Here’re the top 6 criteria for you to consider before you plunge into web scraping.
- Before you set out to extract and crawl data, Robots.txt is the first thing you should consider. It will provide you some sort of idea regarding the legality of your plan.
- Every website keeps its rules documented in a robots.txt file as to how the bots should interact with the website.
- Some websites completely block the bots and this is an indication that you got to leave the site alone! Avoid scraping such a site.
- Keep that in mind that if you still go ahead and try to scrape the sites which block the bots, it is not only illegal but also unethical. Apart from the fact that they will block the bots, the robots file also clarifies what would be termed as “good behavior” on that site with respect to the areas which are open for access, restricted web pages and the frequency limit of crawling.
- To ensure that you don’t get into any legal trouble, you should respect all these rules and follow it at all times.
- Don’t be aggressive in crawling; use a reasonable rate of crawling. Don’t pester the site with requests. Again, the robot.txt comes into play; follow the craw-delay settings mentioned in robot.txt. If there’s nothing specified, you should still follow a fair crawl rate of something like 1 request in 10-15 seconds.
Use an API if one is provided, instead of scraping data.
- Most of the websites that you access have an API already developed for their users. If not, it might be the case that it’s already a part of their bucket list.
- Considering the fact that there’s an API available, it is far more advisable to use it. An API puts you in a much better position with respect to access to data because you can request for the data you want. This is much better than waiting to receive the data.
- Once it becomes fully functional, it works just fine and needs very little maintenance.
- In all, it keeps you safe in your quest for data and saves you from any legal issues.
Respect the Terms of Service (ToS)
- In the quest for data for various purposes, businesses and individuals, at times, don’t respect the Terms of Service.
- When the businesses have piled up data on the site, they don’t want to allow you to scrape it. Terms of Service would invariably carry their message.
- Let’s say you want the data and you think that this is publicly available data so if you go ahead and set up a web scraper to scrape it. It is not strictly illegal. However, you must bear in mind that the website is now in a position to initiate legal action against you for the breach of contract. By violating Terms of Service, you are creating a situation wherein the legal issues can start. Court rulings can go against you!

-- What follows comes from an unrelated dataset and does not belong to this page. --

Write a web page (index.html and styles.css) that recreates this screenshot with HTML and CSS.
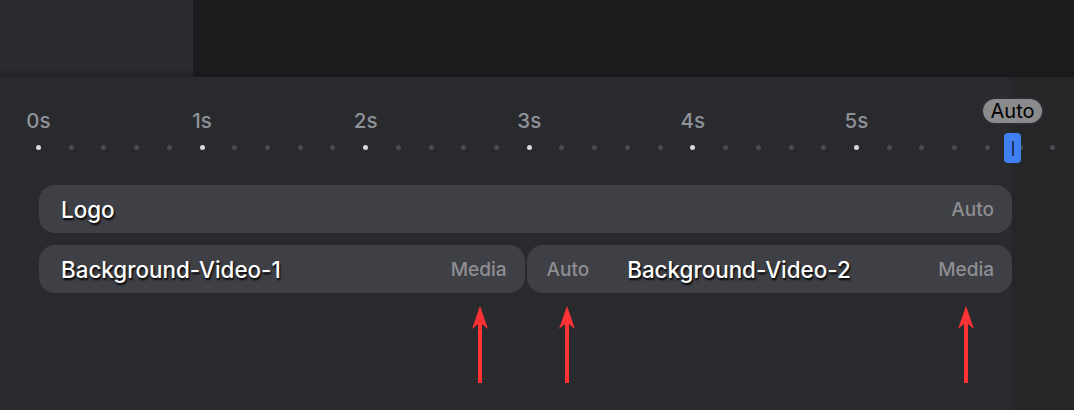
FILE: index.html
```html
<!DOCTYPE html>
<html>
<head lang="en">
    <meta charset="UTF-8">
    <title>Timeline</title>
    <link rel="stylesheet" href="styles.css">
</head>
<body>
<div id="top">
    <div class="top-left"></div>
    <div class="top-right"></div>
</div>
<div id="timeline">
    <div class="ruler">
        <div class="labels">
            <div class="sec"><span>0s</span></div>
            <div class="sec"><span>1s</span></div>
            <div class="sec"><span>2s</span></div>
            <div class="sec"><span>3s</span></div>
            <div class="sec"><span>4s</span></div>
            <div class="sec"><span>5s</span></div>
        </div>
        <div class="dots">
            <i class="major"></i><i></i><i></i><i></i><i></i>
            <i class="major"></i><i></i><i></i><i></i><i></i>
            <i class="major"></i><i></i><i></i><i></i><i></i>
            <i class="major"></i><i></i><i></i><i></i><i></i>
            <i class="major"></i><i></i><i></i><i></i><i></i>
            <i class="major"></i><i></i><i></i><i></i><i></i>
            <i></i><i></i>
        </div>
        <div class="badge">Auto</div>
        <div class="playhead"><b></b></div>
    </div>
    <div class="tracks">
        <div class="row">
            <div class="clip">
                <span class="name">Logo</span>
                <span class="meta">Auto</span>
            </div>
        </div>
        <div class="row">
            <div class="clip">
                <span class="name">Background-Video-1</span>
                <span class="meta">Media</span>
            </div>
            <div class="clip">
                <span class="meta lead">Auto</span>
                <span class="name">Background-Video-2</span>
                <span class="meta">Media</span>
            </div>
        </div>
    </div>
    <!-- annotation arrows -->
    <svg class="arrow a1" width="16" height="78" viewBox="0 0 16 78"><path d="M8 0 L16 23 L10 18 L10 77 L6 77 L6 18 L0 23 Z" fill="#ff3333"/></svg>
    <svg class="arrow a2" width="16" height="78" viewBox="0 0 16 78"><path d="M8 0 L16 23 L10 18 L10 77 L6 77 L6 18 L0 23 Z" fill="#ff3333"/></svg>
    <svg class="arrow a3" width="16" height="78" viewBox="0 0 16 78"><path d="M8 0 L16 23 L10 18 L10 77 L6 77 L6 18 L0 23 Z" fill="#ff3333"/></svg>
</div>
</body>
</html>
```

FILE: styles.css
```css
*{
    margin: 0px;
    padding: 0px;
    box-sizing: border-box;
}
body{
    width: 1074px;
    height: 410px;
    overflow: hidden;
    background: #292a2e;
    font-family: Inter, "Liberation Sans", sans-serif;
}
#top{
    display: flex;
    height: 77px;
}
.top-left{
    width: 193px;
    background: linear-gradient(to bottom, #2b2c30 66px, #232427 77px);
}
.top-right{
    flex: 1;
    background: linear-gradient(to bottom, #1b1c1e 70px, #18191b 77px);
}
#timeline{
    position: relative;
    height: 333px;
    background: linear-gradient(to right, #292a2e 1012px, #252628 1012px);
}
.ruler{
    position: relative;
    padding: 30px 0px 0px 22.14px;
}
.labels{
    display: flex;
    height: 27px;
}
.sec{
    width: 163.6px;
    flex: none;
}
.sec span{
    display: block;
    width: 32.72px;
    text-align: center;
    line-height: 27px;
    font-size: 20.5px;
    font-weight: 500;
    color: #8e9298;
}
.dots{
    display: flex;
    align-items: center;
    height: 27px;
}
.dots i{
    display: flex;
    justify-content: center;
    width: 32.72px;
    flex: none;
}
.dots i::after{
    content: "";
    width: 5px;
    height: 5px;
    border-radius: 50%;
    background: #4a4c51;
}
.dots i.major::after{
    background: #d9d9dc;
}
.badge{
    position: absolute;
    left: 981px;
    top: 20px;
    width: 63px;
    height: 28px;
    line-height: 24px;
    border: 2px solid #2d2e31;
    border-radius: 14px;
    background: #8b8b8d;
    color: #000;
    font-size: 20px;
    text-align: center;
}
.playhead{
    position: absolute;
    left: 1004px;
    top: 56px;
    width: 17px;
    height: 30px;
    border-radius: 4px;
    background: #3f7ff0;
    display: flex;
    justify-content: center;
    align-items: center;
}
.playhead b{
    width: 2px;
    height: 15px;
    background: #1d3566;
}
.tracks{
    display: flex;
    flex-direction: column;
    gap: 12px;
    margin: 24px 0px 0px 39px;
    width: 973px;
}
.row{
    display: flex;
    gap: 2px;
}
.clip{
    flex: 1;
    display: flex;
    align-items: center;
    height: 48px;
    padding: 0px 18px 0px 22px;
    border-radius: 16px;
    background: #3f4045;
}
.name{
    flex: 1;
    font-size: 22.4px;
    font-weight: 500;
    color: #fff;
    text-shadow: 1px 2px 2px #000;
}
.meta{
    font-size: 19px;
    font-weight: 500;
    color: #8e8e92;
}
.meta.lead{
    margin: 0px 38px 0px -2px;
}
.arrow{
    position: absolute;
    top: 229px;
}
.a1{ left: 472px; }
.a2{ left: 559px; }
.a3{ left: 958px; }
```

Don’t hit the servers too frequently
- Web servers have pre-defined capacity exceeding which they can crash. Even if they don’t crash, they will slow down and will not be able to function properly.
- If you don’t exercise restraint and send too many requests to the server, it may happen that the server will crash or at least slow down to the extent that it cannot efficiently load web pages. So you should refrain from sending multiple requests too frequently.
- When a site slows down in this way, it leads to poor user experience. Since the website primarily exists for its users, such a scenario defeats the purpose of a website’s existence.
- For a site, human visitors are top priority and not the bots. Therefore, you should hit the website with a reasonable time gap in between. You should also make sure that you don’t send too many parallel requests and keep number of parallel requests in control.
- If you exercise restraint in the way you go about extracting data from a site, it will have much needed space for its actual operations. You should not indulge in any activity in the form of web scraping that affects the core functionality of a website.
- As long as you follow the basics, you will not get into any legal trouble. If you continue to extract data that is public, there’s hardly any reason to worry. If you don’t have permission from the site, don’t be too persistent in extracting data anyhow.
- In other words, if the data can be accessed only by logging in, you must understand and accept that this data is for users and not for bots.
- You are, by law, allowed to scrape only the public data. If you still go ahead and scrape private data, you are in violation of Computer Fraud and Abuse Act (CFAA).
- If you scrape private data which is not allowed by the site, it’s illegal and you can be sued.
Let’s take a look at a few key court cases and court rulings that found web scraping on the wrong side of the law:
Many such instances have been noted in the United States and court rulings are interesting to study!
- 2000 eBay v. Bidder’s Edge
- 2009 Facebook v. Power.com
- 2010 Cvent, Inc. v. Eventbrite, Inc.
- 2013 The Associated Press v. Meltwater U.S. Holdings
- May 2017, LinkedIn sent hiQ a cease and desist letter demanding that they stop scraping data because it violates the federal anti-hacking law.